■ Objective: Quote every line as written. Omit pictures.

■ Given information:
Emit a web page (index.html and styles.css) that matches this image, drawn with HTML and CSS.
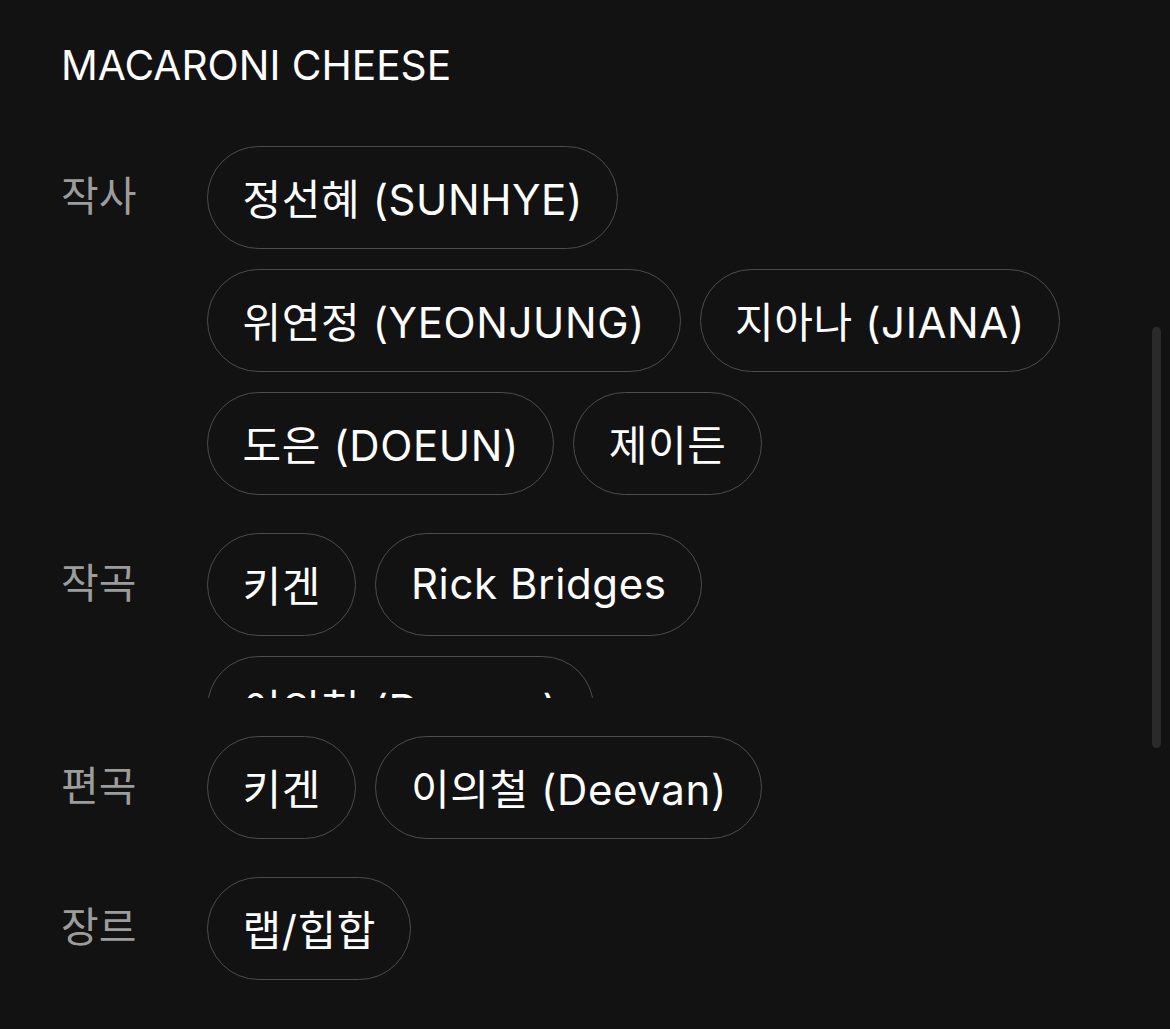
FILE: index.html
```html
<!DOCTYPE html>
<html lang="ko">
<head>
<meta charset="utf-8">
<link rel="stylesheet" href="styles.css">
</head>
<body>
<main class="page">
  <h1 class="title">MACARONI CHEESE</h1>
  <section class="credit">
    <div class="label">작사</div>
    <div class="chips">
      <span class="chip">정선혜 (SUNHYE)</span>
      <span class="chip">위연정 (YEONJUNG)</span>
      <span class="chip">지아나 (JIANA)</span>
      <span class="chip">도은 (DOEUN)</span>
      <span class="chip">제이든</span>
    </div>
  </section>
  <section class="credit">
    <div class="label">작곡</div>
    <div class="chips clipped">
      <span class="chip">키겐</span>
      <span class="chip">Rick Bridges</span>
      <span class="chip">이의철 (Deevan)</span>
    </div>
  </section>
  <section class="credit">
    <div class="label">편곡</div>
    <div class="chips">
      <span class="chip">키겐</span>
      <span class="chip">이의철 (Deevan)</span>
    </div>
  </section>
  <section class="credit">
    <div class="label">장르</div>
    <div class="chips">
      <span class="chip">랩/힙합</span>
    </div>
  </section>
</main>
<div class="scrollbar"></div>
</body>
</html>
```
FILE: styles.css
```css
html, body {
  margin: 0;
  padding: 0;
  background: #121212;
}
body {
  font-family: "Inter", "Noto Sans CJK KR", sans-serif;
  color: #ffffff;
  height: 1029px;
  overflow: hidden;
}
.page {
  padding: 40px 0 0 61px;
  display: flex;
  flex-direction: column;
  gap: 38px;
}
.title {
  margin: 0 0 16px 0;
  font-size: 40.7px;
  font-weight: 400;
  line-height: 52px;
  letter-spacing: 0;
}
.credit {
  display: flex;
  align-items: flex-start;
}
.label {
  width: 146px;
  flex: none;
  height: 103px;
  line-height: 100px;
  font-size: 41px;
  color: #9c9c9c;
}
.chips {
  width: 880px;
  display: flex;
  flex-wrap: wrap;
  gap: 20px 19px;
}
.clipped {
  max-height: 165px;
  overflow: hidden;
}
.chip {
  box-sizing: border-box;
  height: 103px;
  padding: 0 34.5px 3px;
  border: 1.5px solid #4c4c4c;
  border-radius: 52px;
  display: inline-flex;
  align-items: center;
  font-size: 42px;
  letter-spacing: 0.6px;
  white-space: nowrap;
}
.scrollbar {
  position: fixed;
  left: 1152px;
  top: 327px;
  width: 9px;
  height: 421px;
  border-radius: 5px;
  background: #2a2a2a;
}
```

■ Exercise solution:
Emit a web page (index.html and styles.css) that matches this image, drawn with HTML and CSS.
FILE: index.html
```html
<!DOCTYPE html>
<html lang="ko">
<head>
<meta charset="utf-8">
<link rel="stylesheet" href="styles.css">
</head>
<body>
<main class="page">
  <h1 class="title">MACARONI CHEESE</h1>
  <section class="credit">
    <div class="label">작사</div>
    <div class="chips">
      <span class="chip">정선혜 (SUNHYE)</span>
      <span class="chip">위연정 (YEONJUNG)</span>
      <span class="chip">지아나 (JIANA)</span>
      <span class="chip">도은 (DOEUN)</span>
      <span class="chip">제이든</span>
    </div>
  </section>
  <section class="credit">
    <div class="label">작곡</div>
    <div class="chips clipped">
      <span class="chip">키겐</span>
      <span class="chip">Rick Bridges</span>
      <span class="chip">이의철 (Deevan)</span>
    </div>
  </section>
  <section class="credit">
    <div class="label">편곡</div>
    <div class="chips">
      <span class="chip">키겐</span>
      <span class="chip">이의철 (Deevan)</span>
    </div>
  </section>
  <section class="credit">
    <div class="label">장르</div>
    <div class="chips">
      <span class="chip">랩/힙합</span>
    </div>
  </section>
</main>
<div class="scrollbar"></div>
</body>
</html>
```
FILE: styles.css
```css
html, body {
  margin: 0;
  padding: 0;
  background: #121212;
}
body {
  font-family: "Inter", "Noto Sans CJK KR", sans-serif;
  color: #ffffff;
  height: 1029px;
  overflow: hidden;
}
.page {
  padding: 40px 0 0 61px;
  display: flex;
  flex-direction: column;
  gap: 38px;
}
.title {
  margin: 0 0 16px 0;
  font-size: 40.7px;
  font-weight: 400;
  line-height: 52px;
  letter-spacing: 0;
}
.credit {
  display: flex;
  align-items: flex-start;
}
.label {
  width: 146px;
  flex: none;
  height: 103px;
  line-height: 100px;
  font-size: 41px;
  color: #9c9c9c;
}
.chips {
  width: 880px;
  display: flex;
  flex-wrap: wrap;
  gap: 20px 19px;
}
.clipped {
  max-height: 165px;
  overflow: hidden;
}
.chip {
  box-sizing: border-box;
  height: 103px;
  padding: 0 34.5px 3px;
  border: 1.5px solid #4c4c4c;
  border-radius: 52px;
  display: inline-flex;
  align-items: center;
  font-size: 42px;
  letter-spacing: 0.6px;
  white-space: nowrap;
}
.scrollbar {
  position: fixed;
  left: 1152px;
  top: 327px;
  width: 9px;
  height: 421px;
  border-radius: 5px;
  background: #2a2a2a;
}
```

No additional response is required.